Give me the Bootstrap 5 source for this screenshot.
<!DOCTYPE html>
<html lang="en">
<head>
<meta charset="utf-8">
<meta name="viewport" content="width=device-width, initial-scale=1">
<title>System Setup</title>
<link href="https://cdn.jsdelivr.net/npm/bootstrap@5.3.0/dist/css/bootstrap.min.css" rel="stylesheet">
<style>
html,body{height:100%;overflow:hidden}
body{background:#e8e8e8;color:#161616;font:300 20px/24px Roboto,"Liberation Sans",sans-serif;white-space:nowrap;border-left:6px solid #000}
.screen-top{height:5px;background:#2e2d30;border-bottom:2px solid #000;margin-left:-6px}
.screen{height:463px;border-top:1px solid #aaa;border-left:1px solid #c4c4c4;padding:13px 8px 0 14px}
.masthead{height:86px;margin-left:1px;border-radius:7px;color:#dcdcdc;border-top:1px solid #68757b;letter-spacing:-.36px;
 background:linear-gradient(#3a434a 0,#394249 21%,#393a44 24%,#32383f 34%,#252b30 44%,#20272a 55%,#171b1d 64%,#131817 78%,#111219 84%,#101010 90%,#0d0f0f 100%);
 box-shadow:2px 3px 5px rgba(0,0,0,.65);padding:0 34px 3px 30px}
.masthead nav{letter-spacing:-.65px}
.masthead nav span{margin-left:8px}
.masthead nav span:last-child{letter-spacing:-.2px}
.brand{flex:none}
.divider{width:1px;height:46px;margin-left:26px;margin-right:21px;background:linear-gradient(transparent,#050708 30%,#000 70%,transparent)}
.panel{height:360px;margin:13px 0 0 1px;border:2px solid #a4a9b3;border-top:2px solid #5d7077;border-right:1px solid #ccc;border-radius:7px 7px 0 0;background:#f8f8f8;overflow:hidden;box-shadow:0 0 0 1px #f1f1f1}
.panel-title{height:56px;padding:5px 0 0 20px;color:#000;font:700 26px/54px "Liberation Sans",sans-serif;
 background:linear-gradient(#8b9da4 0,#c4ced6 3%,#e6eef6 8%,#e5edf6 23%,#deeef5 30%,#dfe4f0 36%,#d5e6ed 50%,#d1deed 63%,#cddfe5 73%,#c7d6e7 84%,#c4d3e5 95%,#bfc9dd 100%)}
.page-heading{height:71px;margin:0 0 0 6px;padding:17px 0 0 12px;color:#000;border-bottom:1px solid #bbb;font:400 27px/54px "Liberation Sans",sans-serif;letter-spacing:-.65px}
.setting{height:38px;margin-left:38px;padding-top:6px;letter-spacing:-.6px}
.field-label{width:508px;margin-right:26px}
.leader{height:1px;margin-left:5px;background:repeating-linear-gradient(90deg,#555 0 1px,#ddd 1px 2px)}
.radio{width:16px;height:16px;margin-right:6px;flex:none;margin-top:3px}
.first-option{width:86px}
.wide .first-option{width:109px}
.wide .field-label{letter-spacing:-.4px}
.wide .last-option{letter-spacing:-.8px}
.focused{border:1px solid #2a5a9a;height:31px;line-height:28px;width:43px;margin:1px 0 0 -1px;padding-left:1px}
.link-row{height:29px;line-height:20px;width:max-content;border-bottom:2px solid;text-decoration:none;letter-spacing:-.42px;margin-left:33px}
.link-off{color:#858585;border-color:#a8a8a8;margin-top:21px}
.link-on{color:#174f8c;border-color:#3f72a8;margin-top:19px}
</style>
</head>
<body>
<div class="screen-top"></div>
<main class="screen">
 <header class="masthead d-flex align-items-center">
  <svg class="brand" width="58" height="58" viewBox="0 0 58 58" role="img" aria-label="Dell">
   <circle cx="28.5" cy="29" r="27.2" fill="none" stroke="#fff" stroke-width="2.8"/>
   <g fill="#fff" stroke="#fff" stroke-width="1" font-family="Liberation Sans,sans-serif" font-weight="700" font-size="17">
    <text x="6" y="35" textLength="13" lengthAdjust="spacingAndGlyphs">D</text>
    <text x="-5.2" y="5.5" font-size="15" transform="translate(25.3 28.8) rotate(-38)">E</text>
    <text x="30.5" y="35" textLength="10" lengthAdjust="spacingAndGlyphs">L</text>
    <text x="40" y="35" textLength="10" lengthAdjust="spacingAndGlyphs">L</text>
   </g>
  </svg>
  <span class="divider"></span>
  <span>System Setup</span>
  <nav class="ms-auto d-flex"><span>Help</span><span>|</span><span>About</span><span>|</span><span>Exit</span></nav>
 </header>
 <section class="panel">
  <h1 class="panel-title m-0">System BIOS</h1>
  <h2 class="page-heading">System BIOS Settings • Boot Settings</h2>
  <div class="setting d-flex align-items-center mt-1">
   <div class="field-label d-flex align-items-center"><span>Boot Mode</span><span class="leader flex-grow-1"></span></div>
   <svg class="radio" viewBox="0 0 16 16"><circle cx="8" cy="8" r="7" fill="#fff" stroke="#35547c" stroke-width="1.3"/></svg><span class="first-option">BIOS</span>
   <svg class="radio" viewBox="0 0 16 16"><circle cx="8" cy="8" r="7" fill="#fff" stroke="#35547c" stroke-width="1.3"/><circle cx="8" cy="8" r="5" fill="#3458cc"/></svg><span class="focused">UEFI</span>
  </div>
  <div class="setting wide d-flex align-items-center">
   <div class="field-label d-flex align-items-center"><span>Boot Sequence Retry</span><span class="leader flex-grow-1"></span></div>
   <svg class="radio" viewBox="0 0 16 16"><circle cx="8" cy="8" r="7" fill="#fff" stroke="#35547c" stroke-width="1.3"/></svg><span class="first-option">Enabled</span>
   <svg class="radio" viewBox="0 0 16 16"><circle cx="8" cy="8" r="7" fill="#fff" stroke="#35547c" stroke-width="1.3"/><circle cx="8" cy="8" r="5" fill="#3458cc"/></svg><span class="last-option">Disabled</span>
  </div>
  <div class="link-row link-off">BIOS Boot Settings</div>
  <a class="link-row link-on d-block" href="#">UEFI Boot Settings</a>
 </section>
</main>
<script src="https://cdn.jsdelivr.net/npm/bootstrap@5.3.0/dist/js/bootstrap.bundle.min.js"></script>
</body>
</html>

◆ ◆ ◆ ◆

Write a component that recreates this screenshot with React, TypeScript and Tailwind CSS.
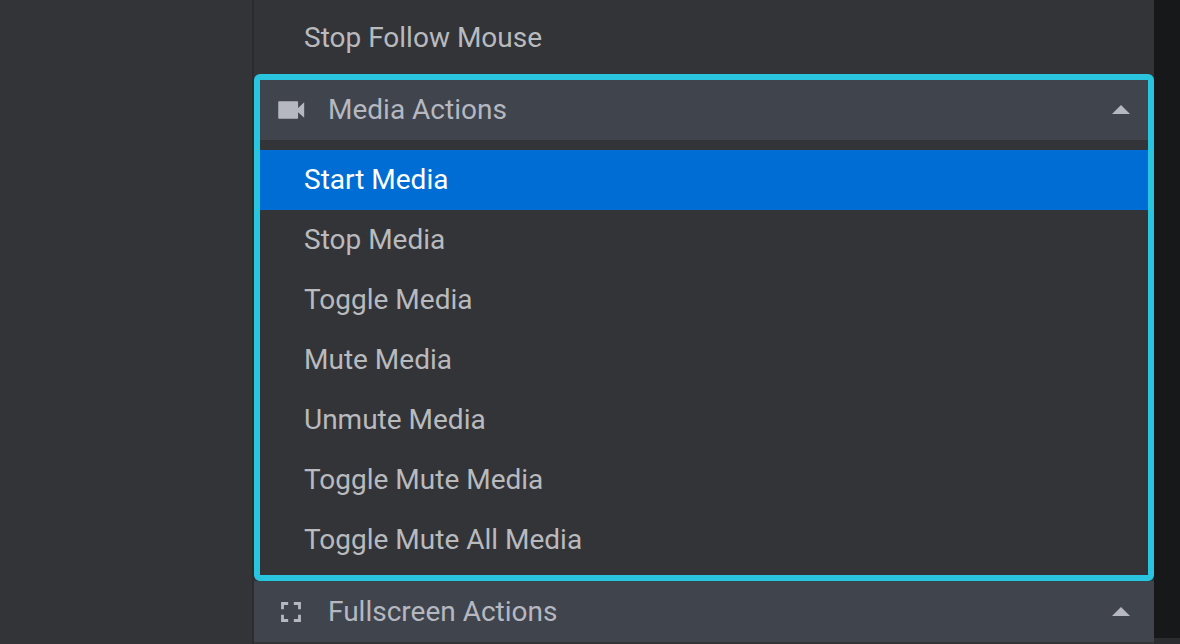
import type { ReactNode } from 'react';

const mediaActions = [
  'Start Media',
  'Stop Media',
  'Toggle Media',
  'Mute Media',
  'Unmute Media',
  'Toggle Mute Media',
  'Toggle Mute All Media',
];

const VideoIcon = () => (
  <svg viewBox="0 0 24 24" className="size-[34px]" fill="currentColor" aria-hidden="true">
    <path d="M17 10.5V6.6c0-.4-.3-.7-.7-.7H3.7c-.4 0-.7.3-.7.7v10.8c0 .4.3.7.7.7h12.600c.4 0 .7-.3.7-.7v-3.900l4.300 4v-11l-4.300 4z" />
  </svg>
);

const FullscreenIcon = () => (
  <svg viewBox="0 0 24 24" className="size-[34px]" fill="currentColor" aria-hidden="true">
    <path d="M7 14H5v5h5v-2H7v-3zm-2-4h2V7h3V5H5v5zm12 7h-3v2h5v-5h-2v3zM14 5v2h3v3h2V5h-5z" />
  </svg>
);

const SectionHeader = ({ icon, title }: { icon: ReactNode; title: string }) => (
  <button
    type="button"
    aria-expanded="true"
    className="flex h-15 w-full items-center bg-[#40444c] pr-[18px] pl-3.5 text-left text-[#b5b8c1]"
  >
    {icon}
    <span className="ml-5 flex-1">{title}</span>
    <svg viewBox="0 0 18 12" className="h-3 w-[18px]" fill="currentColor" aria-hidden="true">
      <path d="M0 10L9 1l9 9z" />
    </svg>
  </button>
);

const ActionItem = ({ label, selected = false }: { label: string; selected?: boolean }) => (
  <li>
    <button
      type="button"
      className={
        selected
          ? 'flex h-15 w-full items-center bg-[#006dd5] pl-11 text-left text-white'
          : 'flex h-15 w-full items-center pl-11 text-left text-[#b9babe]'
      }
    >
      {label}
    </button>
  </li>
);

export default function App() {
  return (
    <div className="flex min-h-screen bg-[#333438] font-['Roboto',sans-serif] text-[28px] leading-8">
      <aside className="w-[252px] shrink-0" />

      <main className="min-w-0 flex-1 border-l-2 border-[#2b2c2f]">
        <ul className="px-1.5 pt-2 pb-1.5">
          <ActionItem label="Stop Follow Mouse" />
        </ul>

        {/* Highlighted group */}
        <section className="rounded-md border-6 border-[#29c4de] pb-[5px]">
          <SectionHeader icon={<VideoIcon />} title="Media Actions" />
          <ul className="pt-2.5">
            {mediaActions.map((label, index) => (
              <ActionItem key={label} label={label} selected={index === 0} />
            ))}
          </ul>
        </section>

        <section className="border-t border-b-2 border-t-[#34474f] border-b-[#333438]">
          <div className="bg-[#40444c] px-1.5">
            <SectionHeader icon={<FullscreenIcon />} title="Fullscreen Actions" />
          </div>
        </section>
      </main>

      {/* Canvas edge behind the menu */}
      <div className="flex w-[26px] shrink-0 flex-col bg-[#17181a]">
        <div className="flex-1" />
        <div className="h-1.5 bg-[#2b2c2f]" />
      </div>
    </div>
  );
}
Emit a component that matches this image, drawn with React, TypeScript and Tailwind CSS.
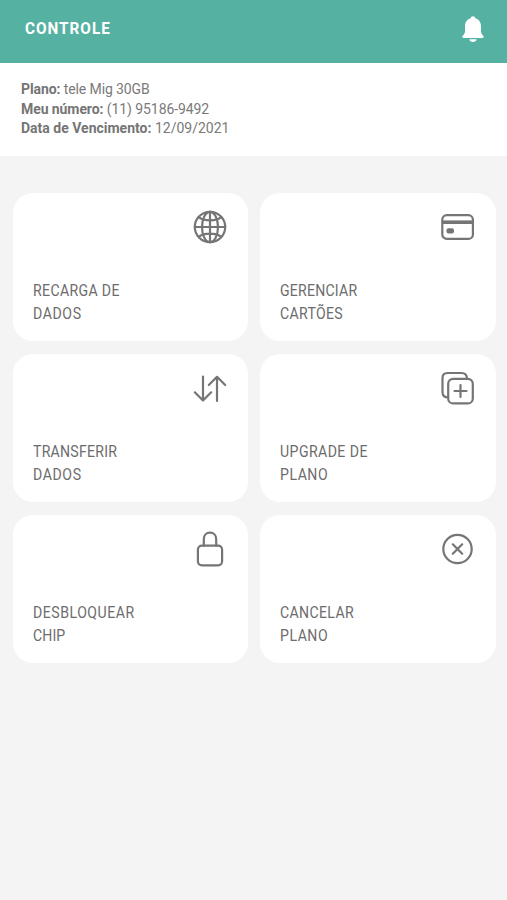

◆ ◆ ◆ ◆

Task requirements
Pull every line containing "screenshot" from the data.

The reply
Give me the Bootstrap 5 source for this screenshot.
Write a component that recreates this screenshot with React, TypeScript and Tailwind CSS.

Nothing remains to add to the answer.